Some records
►

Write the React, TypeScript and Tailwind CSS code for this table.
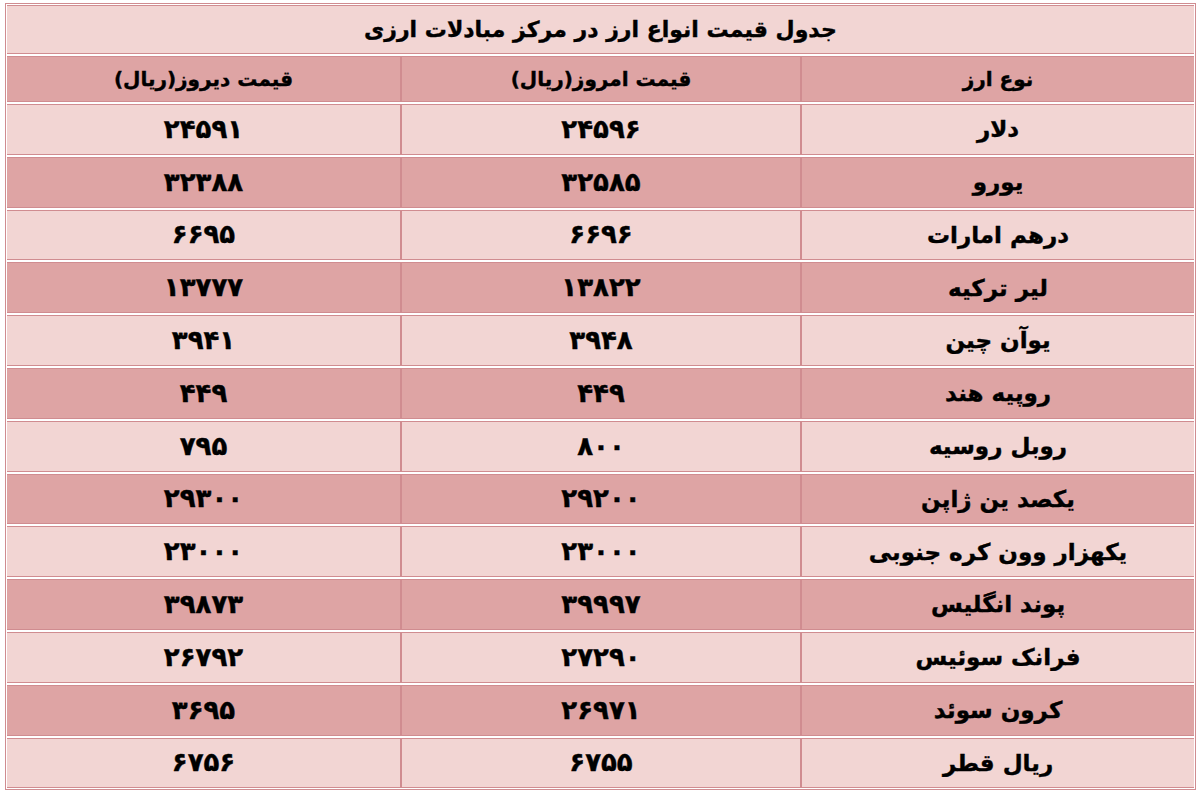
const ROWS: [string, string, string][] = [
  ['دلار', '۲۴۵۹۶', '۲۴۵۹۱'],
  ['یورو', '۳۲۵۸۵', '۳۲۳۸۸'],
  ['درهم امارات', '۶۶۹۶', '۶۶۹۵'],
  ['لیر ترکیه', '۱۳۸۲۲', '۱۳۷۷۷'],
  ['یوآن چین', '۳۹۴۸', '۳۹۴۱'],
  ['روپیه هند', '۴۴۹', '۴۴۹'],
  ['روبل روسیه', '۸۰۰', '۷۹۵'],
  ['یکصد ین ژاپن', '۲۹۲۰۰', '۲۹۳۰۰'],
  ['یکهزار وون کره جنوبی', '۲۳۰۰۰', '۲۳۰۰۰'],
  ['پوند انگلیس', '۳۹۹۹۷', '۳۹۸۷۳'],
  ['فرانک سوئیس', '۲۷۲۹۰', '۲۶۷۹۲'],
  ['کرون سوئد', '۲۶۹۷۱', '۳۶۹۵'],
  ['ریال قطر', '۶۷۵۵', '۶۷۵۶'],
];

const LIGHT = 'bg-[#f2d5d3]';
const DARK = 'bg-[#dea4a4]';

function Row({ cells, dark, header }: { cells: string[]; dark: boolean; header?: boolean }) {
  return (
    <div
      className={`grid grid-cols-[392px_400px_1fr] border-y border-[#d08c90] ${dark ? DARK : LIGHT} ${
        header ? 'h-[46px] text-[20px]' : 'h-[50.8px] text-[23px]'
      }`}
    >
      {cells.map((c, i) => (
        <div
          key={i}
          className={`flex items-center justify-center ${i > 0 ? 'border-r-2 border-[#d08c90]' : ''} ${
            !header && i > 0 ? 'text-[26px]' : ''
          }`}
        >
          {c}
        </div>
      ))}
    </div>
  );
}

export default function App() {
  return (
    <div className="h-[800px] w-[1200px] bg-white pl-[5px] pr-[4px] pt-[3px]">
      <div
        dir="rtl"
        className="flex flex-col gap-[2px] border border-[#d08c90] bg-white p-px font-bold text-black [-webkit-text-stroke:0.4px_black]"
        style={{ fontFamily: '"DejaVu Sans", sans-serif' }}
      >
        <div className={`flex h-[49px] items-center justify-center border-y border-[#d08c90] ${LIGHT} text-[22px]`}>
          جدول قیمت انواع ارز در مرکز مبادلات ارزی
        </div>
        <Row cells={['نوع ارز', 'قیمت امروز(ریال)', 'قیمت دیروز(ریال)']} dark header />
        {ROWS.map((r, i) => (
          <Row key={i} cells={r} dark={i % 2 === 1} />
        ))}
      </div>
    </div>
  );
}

◄
►

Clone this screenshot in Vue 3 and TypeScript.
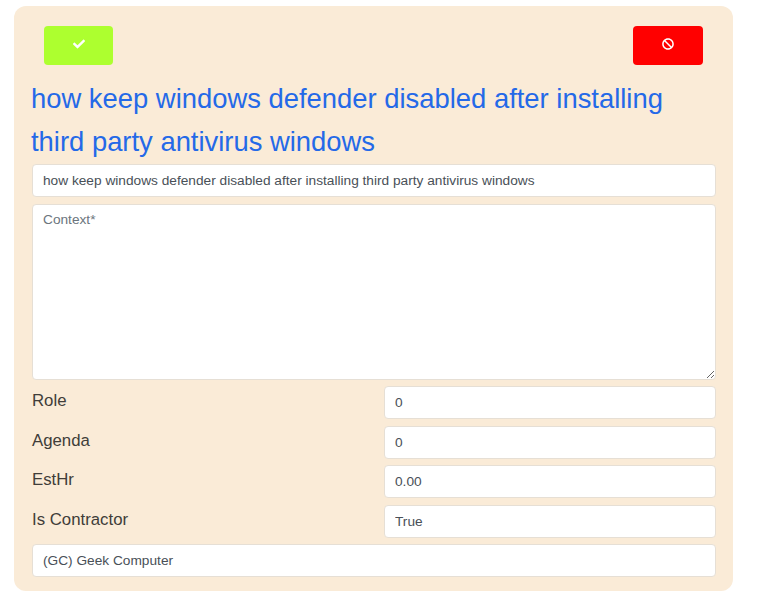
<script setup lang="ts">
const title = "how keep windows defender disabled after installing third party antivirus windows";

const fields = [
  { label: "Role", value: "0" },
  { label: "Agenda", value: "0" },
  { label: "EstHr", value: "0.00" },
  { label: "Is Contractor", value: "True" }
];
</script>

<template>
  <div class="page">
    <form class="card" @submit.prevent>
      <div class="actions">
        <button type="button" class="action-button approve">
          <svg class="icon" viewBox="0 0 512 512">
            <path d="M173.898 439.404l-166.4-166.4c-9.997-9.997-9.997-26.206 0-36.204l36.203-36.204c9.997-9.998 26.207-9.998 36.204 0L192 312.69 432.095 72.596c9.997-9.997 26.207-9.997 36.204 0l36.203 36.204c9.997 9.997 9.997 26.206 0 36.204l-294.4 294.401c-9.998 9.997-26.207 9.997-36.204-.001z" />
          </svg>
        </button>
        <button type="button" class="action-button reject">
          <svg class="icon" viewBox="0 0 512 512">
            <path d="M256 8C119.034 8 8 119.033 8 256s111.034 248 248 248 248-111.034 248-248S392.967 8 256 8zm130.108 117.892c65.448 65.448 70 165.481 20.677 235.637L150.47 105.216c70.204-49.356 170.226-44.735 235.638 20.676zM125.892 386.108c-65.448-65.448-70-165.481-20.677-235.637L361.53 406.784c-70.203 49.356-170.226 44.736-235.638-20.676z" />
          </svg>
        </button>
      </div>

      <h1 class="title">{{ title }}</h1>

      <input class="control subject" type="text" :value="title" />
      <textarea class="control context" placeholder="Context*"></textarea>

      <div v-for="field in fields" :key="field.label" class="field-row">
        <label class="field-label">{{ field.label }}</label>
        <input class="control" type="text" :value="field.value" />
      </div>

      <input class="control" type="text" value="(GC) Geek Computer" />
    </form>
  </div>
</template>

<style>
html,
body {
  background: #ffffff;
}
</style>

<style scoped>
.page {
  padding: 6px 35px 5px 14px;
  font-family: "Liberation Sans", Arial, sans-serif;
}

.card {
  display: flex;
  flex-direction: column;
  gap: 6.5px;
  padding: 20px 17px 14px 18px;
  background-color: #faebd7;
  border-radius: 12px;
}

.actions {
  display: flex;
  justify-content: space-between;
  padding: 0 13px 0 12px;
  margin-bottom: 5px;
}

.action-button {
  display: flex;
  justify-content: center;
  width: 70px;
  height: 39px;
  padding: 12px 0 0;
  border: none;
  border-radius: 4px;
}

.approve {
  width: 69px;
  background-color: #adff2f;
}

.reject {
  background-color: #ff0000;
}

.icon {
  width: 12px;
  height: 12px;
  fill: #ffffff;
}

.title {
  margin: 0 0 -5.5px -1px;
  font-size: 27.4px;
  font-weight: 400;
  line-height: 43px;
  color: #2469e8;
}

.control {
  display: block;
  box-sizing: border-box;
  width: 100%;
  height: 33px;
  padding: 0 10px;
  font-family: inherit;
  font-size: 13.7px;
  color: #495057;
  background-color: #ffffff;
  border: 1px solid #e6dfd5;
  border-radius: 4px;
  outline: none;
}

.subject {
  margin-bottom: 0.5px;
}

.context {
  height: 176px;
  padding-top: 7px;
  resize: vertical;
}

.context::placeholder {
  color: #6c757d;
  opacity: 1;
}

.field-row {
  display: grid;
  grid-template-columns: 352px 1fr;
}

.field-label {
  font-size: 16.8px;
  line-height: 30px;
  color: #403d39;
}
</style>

◄

* _Set problem_: From the records above, copy only the lines running from the line holding "Write the React, TypeScript" through the line holding "const DARK = 'bg-[#dea4a4]';", with no pictures.

* _Problem solution_:
Write the React, TypeScript and Tailwind CSS code for this table.
const ROWS: [string, string, string][] = [
  ['دلار', '۲۴۵۹۶', '۲۴۵۹۱'],
  ['یورو', '۳۲۵۸۵', '۳۲۳۸۸'],
  ['درهم امارات', '۶۶۹۶', '۶۶۹۵'],
  ['لیر ترکیه', '۱۳۸۲۲', '۱۳۷۷۷'],
  ['یوآن چین', '۳۹۴۸', '۳۹۴۱'],
  ['روپیه هند', '۴۴۹', '۴۴۹'],
  ['روبل روسیه', '۸۰۰', '۷۹۵'],
  ['یکصد ین ژاپن', '۲۹۲۰۰', '۲۹۳۰۰'],
  ['یکهزار وون کره جنوبی', '۲۳۰۰۰', '۲۳۰۰۰'],
  ['پوند انگلیس', '۳۹۹۹۷', '۳۹۸۷۳'],
  ['فرانک سوئیس', '۲۷۲۹۰', '۲۶۷۹۲'],
  ['کرون سوئد', '۲۶۹۷۱', '۳۶۹۵'],
  ['ریال قطر', '۶۷۵۵', '۶۷۵۶'],
];

const LIGHT = 'bg-[#f2d5d3]';
const DARK = 'bg-[#dea4a4]';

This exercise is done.